**Article 10**

**Data Governance and Management Practices**

SafeRoute Traffic Monitor’s training, validation, and testing datasets were curated following data governance procedures aligned with the intended purpose of predicting and warning about urban traffic hazards. The design prioritized data from central business districts within affluent urban zones due to reliance on partnerships with city authorities who provide access primarily to these areas. Data collection processes involved aggregating historical incident reports, sensor feeds (including vehicle counts, weather data, and accident notifications), and traffic camera outputs from approximately 25 urban districts. The original data sources were primarily municipal transportation agencies focusing on high-traffic and commercially dense areas. Annotation and labeling were performed by domain experts using a standardized taxonomy of traffic hazard types, accompanied by cleaning steps to remove duplicates, erroneous sensor readings, and temporal inconsistencies. Data enrichment incorporated meteorological context and scheduled event calendars. Assumptions embedded in the datasets included equating incident frequency and sensor patterns in affluent district centers as representative proxies for broader urban risk, resulting in underrepresentation of data from low-income or suburban neighborhoods. An extensive review documented this geographic bias at the data preparation stage through comparative coverage statistics and incident density analyses.

**Assessment and Mitigation of Biases**

A comprehensive bias assessment highlighted systematic underrepresentation of peripheral neighborhoods, particularly low-income and suburban areas, in the training data. Quantitative analysis revealed that less than 12% of total incident reports originated from these peripheral zones, despite these representing approximately 35% of the broader metropolitan area’s road network. This spatial imbalance skewed model hazard-risk predictions, manifesting as a 17% lower predicted risk score on average for incidents occurring in under-sampled areas during validation phases. Following this finding, bias mitigation measures were implemented, including model calibration with importance weighting to reduce disparity in hazard score outputs. However, limitations in access to peripheral data obstructed full remediation. To address this, synthetic data generation techniques using generative adversarial networks (GANs) were explored but found insufficient in modeling complex behaviors unique to suburban traffic scenarios. Consequently, explicit warnings about potential underestimation in peripheral neighborhoods were included in the system’s operational documentation. No special categories of personal data were processed during bias correction efforts, consistent with data protection regulations.

**Data Quality, Representativeness, and Statistical Properties**

The combined dataset contains roughly 3.2 million labeled traffic incident instances spanning five years, collected from 2018 to 2023, across 25 districts. Validation and testing splits totaling approximately 20% of the data ensured temporal and spatial separation where possible. Data underwent quality control protocols including consistency checks, outlier detection, and error rate quantification, resulting in an estimated error rate under 1.5% for sensor measurements and under 2.2% for incident labels. While the data is comprehensive for central urban districts in affluent areas, coverage gaps remain for suburban and low-income neighborhoods—owing to limited data sharing agreements with peripheral authorities. The dataset’s statistical distributions reflect expected variations for peak hours, weather conditions, and incident severities in the core geographic zones, but show under-representation of factors typical in peripheral settings such as rural-urban transition traffic flows or informal road usage. These properties are documented with detailed metadata and data lineage records, forming part of model training logs to support reproducibility.

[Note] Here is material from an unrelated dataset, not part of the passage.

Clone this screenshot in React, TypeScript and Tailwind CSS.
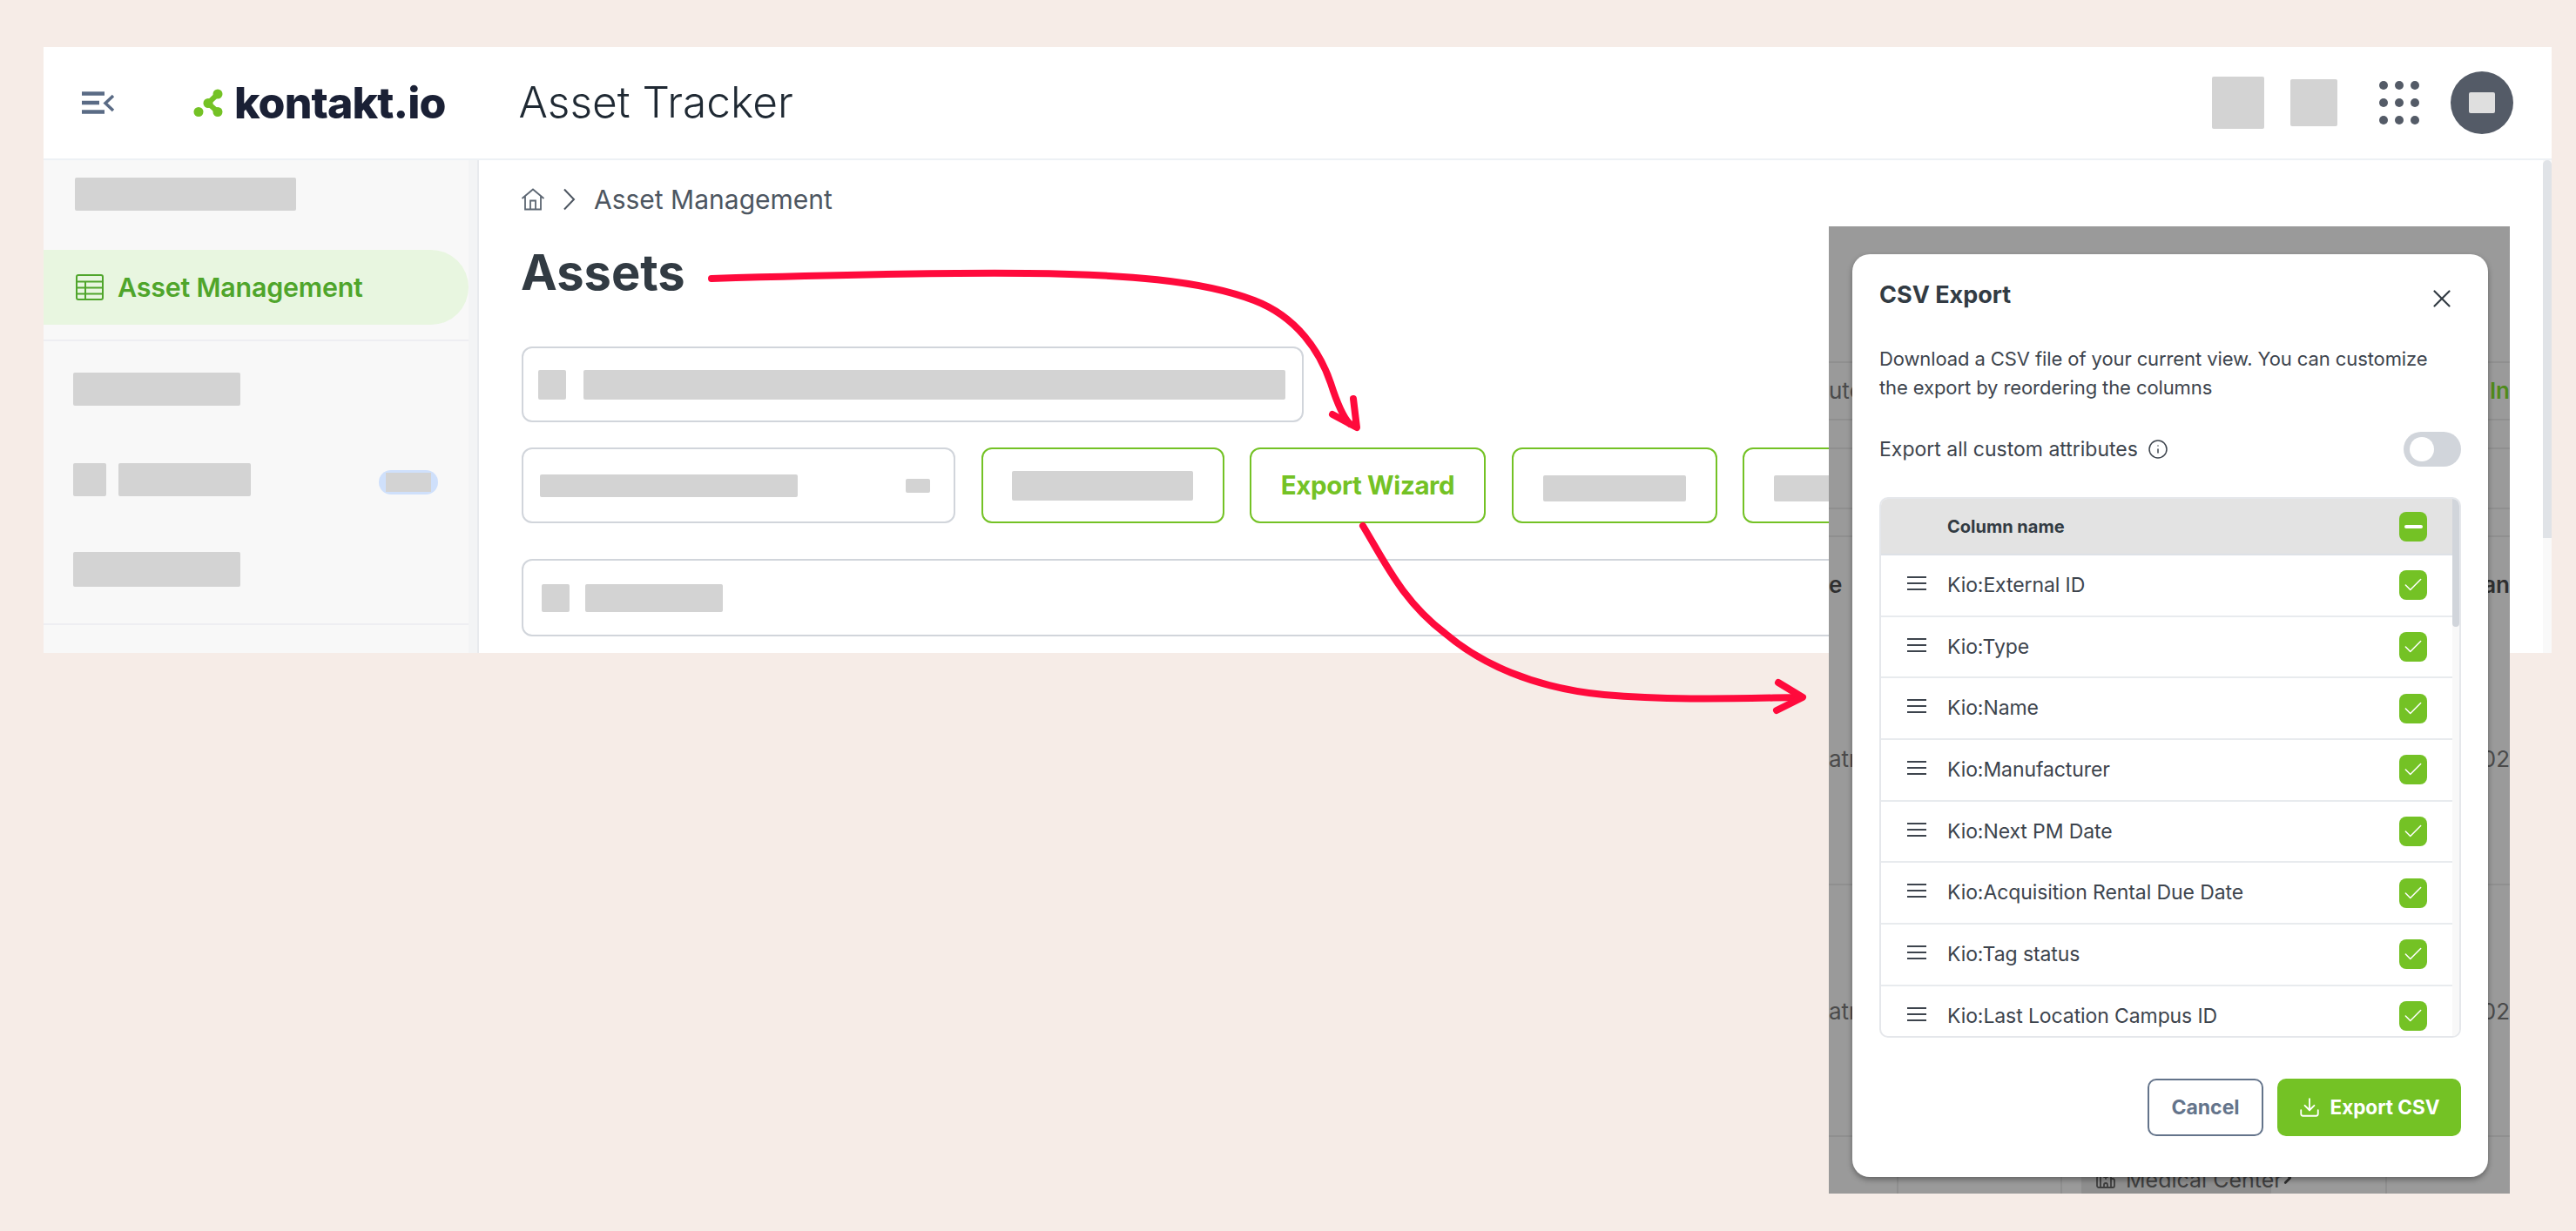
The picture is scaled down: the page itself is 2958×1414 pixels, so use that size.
import { ChevronRight, Hospital, Info, X, Check, Download } from "lucide-react";

const COLUMNS = [
  "Kio:External ID",
  "Kio:Type",
  "Kio:Name",
  "Kio:Manufacturer",
  "Kio:Next PM Date",
  "Kio:Acquisition Rental Due Date",
  "Kio:Tag status",
  "Kio:Last Location Campus ID",
];

function Gray({ className }: { className: string }) {
  return <div className={`rounded-[2px] bg-[#d3d3d3] shrink-0 ${className}`} />;
}

function MenuIcon() {
  return (
    <svg width="40" height="28" viewBox="0 0 40 28" className="shrink-0">
      <path d="M1 3.5h26M1 14h20M1 24.5h26" stroke="#5a6b85" strokeWidth="4.5" fill="none" />
      <path d="M37 6l-9 8.5 9 8.5" stroke="#5a6b85" strokeWidth="3.5" fill="none" />
    </svg>
  );
}

function Logo() {
  return (
    <div className="flex items-center">
      <svg width="36" height="36" viewBox="0 0 36 36" className="shrink-0">
        <path d="M17 18.5L28 8M17 18.5L28 28.5" stroke="#74c225" strokeWidth="6" fill="none" />
        <circle cx="6" cy="28.5" r="5.5" fill="#74c225" />
        <circle cx="17" cy="18.5" r="5.5" fill="#74c225" />
        <circle cx="28" cy="8" r="5.5" fill="#74c225" />
        <circle cx="28" cy="28.5" r="5.5" fill="#74c225" />
      </svg>
      <span className="ml-[11px] text-[50px] leading-none font-extrabold text-[#1a2035] tracking-[-0.9px]">
        kontakt.io
      </span>
    </div>
  );
}

function Header() {
  return (
    <header className="h-[130px] shrink-0 flex items-center bg-white border-b-2 border-[#edf1f5] pl-[43px]">
      <MenuIcon />
      <div className="ml-[89px]">
        <Logo />
      </div>
      <h1 className="ml-[84px] text-[49.6px] leading-none font-light text-[#1f2933]">Asset Tracker</h1>
      <div className="ml-auto flex items-center pr-[44px]">
        <Gray className="w-[60px] h-[60px]" />
        <Gray className="ml-[30px] w-[54px] h-[54px]" />
        <svg width="46" height="50" viewBox="0 0 46 50" className="ml-[48px] shrink-0">
          {[5, 25, 45].map((cy) =>
            [5, 23, 41].map((cx) => <circle key={`${cx}-${cy}`} cx={cx} cy={cy} r="5" fill="#545b67" />),
          )}
        </svg>
        <div className="ml-[36px] w-[72px] h-[72px] rounded-full bg-[#545b67] flex items-center justify-center">
          <div className="w-[30px] h-[24px] rounded-[2px] bg-[#dfdfdf]" />
        </div>
      </div>
    </header>
  );
}

function Sidebar() {
  return (
    <aside className="w-[500px] shrink-0 flex bg-[#f3f4f5] border-r-2 border-[#e8eaed]">
      <div className="w-[488px] bg-[#f8f8f8] pt-[20px]">
        <Gray className="ml-[36px] w-[254px] h-[38px]" />
        <div className="mt-[45px] h-[86px] rounded-r-[43px] bg-[#e8f6e0] flex items-center pl-[37px]">
          <svg width="32" height="30" viewBox="0 0 32 30" fill="none" stroke="#4fa52b" strokeWidth="2">
            <rect x="1" y="1" width="30" height="28" rx="2" />
            <path d="M1 8.5h30M1 15.5h30M1 22.5h30M11 8.5V29" />
          </svg>
          <span className="ml-[16px] text-[30.4px] font-semibold leading-none text-[#4fa52b] tracking-[-0.2px]">
            Asset Management
          </span>
        </div>
        <div className="mt-[17px] h-[2px] bg-[#eeeef2]" />
        <Gray className="mt-[36px] ml-[34px] w-[192px] h-[38px]" />
        <div className="mt-[66px] pl-[34px] flex items-center">
          <Gray className="w-[38px] h-[38px]" />
          <Gray className="ml-[14px] w-[152px] h-[38px]" />
          <div className="ml-[147px] mt-[6px] w-[68px] h-[28px] rounded-[14px] bg-[#cfe0fb] flex items-center justify-center">
            <div className="w-[52px] h-[22px] bg-[#d3d3d3]" />
          </div>
        </div>
        <Gray className="mt-[64px] ml-[34px] w-[192px] h-[40px]" />
        <div className="mt-[42px] h-[2px] bg-[#eeeef2]" />
      </div>
    </aside>
  );
}

function OutlineBox({ className, children }: { className: string; children?: React.ReactNode }) {
  return (
    <div className={`shrink-0 h-[87px] rounded-[12px] border-2 flex items-center ${className}`}>{children}</div>
  );
}

function Content() {
  return (
    <main className="flex-1 min-w-0 flex bg-white">
      <div className="flex-1 min-w-0 overflow-hidden pl-[49px] pt-[30px]">
        <nav className="h-[30px] -ml-[1px] flex items-center text-[#4d5661]">
          <svg width="28" height="26" viewBox="0 0 28 26" fill="none" stroke="#5c6672" strokeWidth="1.8" className="shrink-0">
            <path d="M1.5 12L14 1.5 26.5 12M5 9.5V24.5H23V9.5M11 24.5V14.5H17V24.5" />
          </svg>
          <svg width="15" height="26" viewBox="0 0 15 26" fill="none" stroke="#4d5661" strokeWidth="2" className="ml-[20px] shrink-0">
            <path d="M2 1.5L13 13 2 24.5" />
          </svg>
          <span className="ml-[21px] text-[30px] leading-none">Asset Management</span>
        </nav>
        <h2 className="mt-[44px] h-[50px] -ml-[1px] text-[56px] leading-[50px] font-bold text-[#323b43]">Assets</h2>
        <div className="mt-[60px]">
          <OutlineBox className="w-[898px] border-[#d1d5db] pl-[17px]">
            <Gray className="w-[32px] h-[34px]" />
            <Gray className="ml-[20px] w-[806px] h-[34px]" />
          </OutlineBox>
        </div>
        <div className="mt-[29px] flex gap-[29.5px] w-[1700px]">
          <OutlineBox className="w-[498px] border-[#d1d5db] pl-[19px]">
            <Gray className="w-[296px] h-[26px]" />
            <Gray className="ml-[124px] w-[28px] h-[16px]" />
          </OutlineBox>
          <OutlineBox className="w-[279px] border-[#74c225] justify-center">
            <Gray className="w-[208px] h-[34px]" />
          </OutlineBox>
          <OutlineBox className="w-[271px] border-[#74c225] justify-center">
            <span className="text-[29.5px] leading-none font-bold text-[#74c225] tracking-[-0.4px]">
              Export Wizard
            </span>
          </OutlineBox>
          <OutlineBox className="w-[236px] border-[#74c225] justify-center">
            <Gray className="w-[164px] h-[30px] mt-[6px]" />
          </OutlineBox>
          <OutlineBox className="w-[236px] border-[#74c225] justify-center">
            <Gray className="w-[164px] h-[30px] mt-[6px]" />
          </OutlineBox>
        </div>
        <div className="mt-[41px] w-[1700px] h-[89px] rounded-[12px] border-2 border-[#d1d5db] flex items-center pl-[21px]">
          <Gray className="w-[32px] h-[32px]" />
          <Gray className="ml-[18px] w-[158px] h-[32px]" />
        </div>
      </div>
      <div className="w-[10px] shrink-0 bg-[#f9f9f9]">
        <div className="h-[434px] rounded-t-[5px] bg-[#e0e3e7]" />
      </div>
    </main>
  );
}

function Backdrop() {
  return (
    <div className="absolute inset-0 flex flex-col overflow-hidden text-[26px] leading-none text-[#4a4a4a]">
      <div className="h-[157px] shrink-0 border-b-2 border-[#8f8f8f]" />
      <div className="h-[66px] shrink-0 flex items-center justify-between border-b-2 border-[#8f8f8f]">
        <span>ute</span>
        <span className="font-semibold text-[#4f8a1a]">In</span>
      </div>
      <div className="h-[33px] shrink-0 border-b-2 border-[#8f8f8f]" />
      <div className="h-[69px] shrink-0 border-b-2 border-[#8f8f8f]" />
      <div className="h-[32px] shrink-0 border-b-2 border-[#8f8f8f]" />
      <div className="h-[400px] shrink-0 border-b-2 border-[#8f8f8f]">
        <div className="mt-[42px] flex justify-between font-semibold text-[#2f2f2f]">
          <span className="whitespace-pre">e  ↑</span>
          <span>an</span>
        </div>
        <div className="mt-[174px] flex justify-between">
          <span>atri</span>
          <span>202</span>
        </div>
      </div>
      <div className="h-[289px] shrink-0 border-b-2 border-[#8f8f8f]">
        <div className="mt-[132px] flex justify-between">
          <span>atri</span>
          <span>202</span>
        </div>
      </div>
      <div className="flex-1 min-h-0 flex">
        <div className="w-[80px] shrink-0 border-r-2 border-[#8f8f8f]" />
        <div className="w-[188px] shrink-0 border-r-2 border-[#8f8f8f]" />
        <div className="w-[373px] shrink-0 border-r-2 border-[#8f8f8f] pl-[22px] flex items-start">
          <div className="mt-[24px] h-[60px] w-[218px] rounded-[22px] bg-[#8e8e8e] flex items-start pl-[16px] pt-[13px] gap-[11px] text-[#3f3f3f]">
            <Hospital size={24} strokeWidth={1.8} className="shrink-0" />
            <span className="whitespace-nowrap text-[25px]">Medical Center</span>
          </div>
          <ChevronRight size={22} strokeWidth={3} className="ml-[8px] mt-[36px] text-[#2f2f2f] shrink-0" />
        </div>
      </div>
    </div>
  );
}

function CheckBox({ dash }: { dash?: boolean }) {
  return (
    <div className="w-[32px] h-[34px] rounded-[8px] bg-[#74c225] flex items-center justify-center shrink-0">
      {dash ? (
        <div className="w-[21px] h-[4px] rounded-[2px] bg-white" />
      ) : (
        <Check size={26} strokeWidth={1.4} className="text-white" />
      )}
    </div>
  );
}

function ColumnTable() {
  return (
    <div className="h-[621px] rounded-[10px] border-2 border-[#e5e7eb] overflow-hidden flex">
      <div className="flex-1 min-w-0">
        <div className="h-[65px] bg-[#e3e3e3] flex items-center pl-[76px] pr-[29px] justify-between border-b-2 border-[#dde1e6]">
          <span className="text-[20px] font-bold text-[#323b43] leading-none">Column name</span>
          <CheckBox dash />
        </div>
        {COLUMNS.map((name) => (
          <div key={name} className="h-[70.7px] flex items-center border-b-2 border-[#e8ebee] pl-[30px] pr-[29px]">
            <div className="w-[22px] h-[16px] -mt-[5px] flex flex-col justify-between shrink-0">
              <div className="h-[2px] bg-[#3d444d]" />
              <div className="h-[2px] bg-[#3d444d]" />
              <div className="h-[2px] bg-[#3d444d]" />
            </div>
            <span className="ml-[24px] text-[23px] leading-none text-[#3d444d] whitespace-nowrap tracking-[-0.1px]">{name}</span>
            <div className="ml-auto">
              <CheckBox />
            </div>
          </div>
        ))}
      </div>
      <div className="w-[8px] shrink-0 bg-[#f8f8f8]">
        <div className="h-[147px] rounded-b-[4px] bg-[#d1d5db]" />
      </div>
    </div>
  );
}

function ExportModal() {
  return (
    <div className="absolute left-[2100px] top-[260px] w-[782px] h-[1111px] bg-[#9a9a9a]">
      <Backdrop />
      <div className="absolute left-[27px] top-[32px] w-[730px] h-[1060px] rounded-[20px] bg-white shadow-[0_3px_6px_rgba(0,0,0,0.35)] px-[31px] pt-[23px]">
        <div className="h-[46px] flex items-center justify-between">
          <h3 className="text-[27px] font-bold leading-none text-[#323b43]">CSV Export</h3>
          <X size={34} strokeWidth={1.5} className="mr-[5px] mt-[10px] text-[#323b43]" />
        </div>
        <p className="mt-[35px] w-[660px] text-[22px] leading-[33px] tracking-[-0.1px] text-[#3d444d]">
          Download a CSV file of your current view. You can customize the export by reordering the columns
        </p>
        <div className="mt-[34px] h-[40px] flex items-center">
          <span className="text-[23px] leading-none text-[#3d444d]">Export all custom attributes</span>
          <Info size={24} strokeWidth={1.5} className="ml-[11px] text-[#3d444d]" />
          <div className="ml-auto w-[66px] h-[40px] rounded-[20px] bg-[#d1d5db] flex items-center pl-[7px]">
            <div className="w-[28px] h-[28px] rounded-full bg-white" />
          </div>
        </div>
        <div className="mt-[35px]">
          <ColumnTable />
        </div>
        <div className="mt-[47px] flex justify-end gap-[16px]">
          <div className="w-[133px] h-[66px] rounded-[10px] border-2 border-[#64748b] flex items-center justify-center text-[23px] font-bold text-[#64748b]">
            Cancel
          </div>
          <div className="w-[211px] h-[66px] rounded-[10px] bg-[#74c225] flex items-center justify-center gap-[10px] text-[22.5px] font-bold text-white">
            <Download size={26} strokeWidth={1.7} />
            Export CSV
          </div>
        </div>
      </div>
    </div>
  );
}

function Arrows() {
  return (
    <svg className="absolute left-0 top-0 pointer-events-none" width="2958" height="1414" viewBox="0 0 2958 1414" fill="none">
      <g stroke="#ff0a3c" strokeWidth="8" strokeLinecap="round" strokeLinejoin="round">
        <path d="M817 320C950 316 1080 313 1180 314C1290 315 1380 322 1440 345C1490 364 1516 405 1528 440C1536 465 1543 480 1550 487" />
        <path d="M1530 476L1558 491L1554 458" />
        <path d="M1565 604C1590 645 1610 690 1660 728C1700 762 1760 790 1842 798C1920 805 2000 802 2068 801" />
        <path d="M2042 784L2070 801L2040 816" />
      </g>
    </svg>
  );
}

export default function App() {
  return (
    <div className="relative w-[2958px] h-[1414px] overflow-hidden bg-[#f6ece7] pt-[54px] pl-[50px] font-['Inter',sans-serif]">
      <div className="w-[2880px] h-[696px] overflow-hidden flex flex-col bg-white">
        <Header />
        <div className="flex-1 min-h-0 flex">
          <Sidebar />
          <Content />
        </div>
      </div>
      <Arrows />
      <ExportModal />
    </div>
  );
}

**Contextual and Geographical Considerations**

The system’s use case is explicitly bounded to urban traffic management centers covering metropolitan core areas. Geographical characteristics particular to central business districts—such as dense road networks, fixed traffic signal patterns, and high vehicle volumes—inform the data selection and model architecture. These contextual elements were central in configuring the Graph Neural Network to model complex intersections and traffic flows typical of the inner city environment. Peripheral neighborhoods and suburban areas, presenting different road layouts, traffic behaviors, and incident types, are documented as out-of-scope for the training data foundation due to data unavailability, constraining model generalizability in these zones. This limitation is reflected in system disclaimers and user guidance, recommending complementary local risk assessment tools in peripheral regions. The system’s operational deployment procedures include monitoring input data source representativity to assess temporal drift or geographic shifts that could impact model outputs.

**Safeguards on Personal Data Usage**

SafeRoute Traffic Monitor’s datasets do not include any special categories of personal data. All incident reports and sensor data are aggregated and anonymized by data providers prior to ingestion. Bias detection and correction procedures do not require access to identifiable personal information. Data protection and privacy safeguards adhere to the relevant provisions of the GDPR (Regulation (EU) 2016/679) and applicable regional data handling protocols. Access to raw data and models is controlled via secure authentication mechanisms with role-based permissions and activity logged. Data retention policies mandate deletion of transient raw data once ingested and validated. No cross-border data transfers are part of the data architecture, ensuring local jurisdictional control and compliance.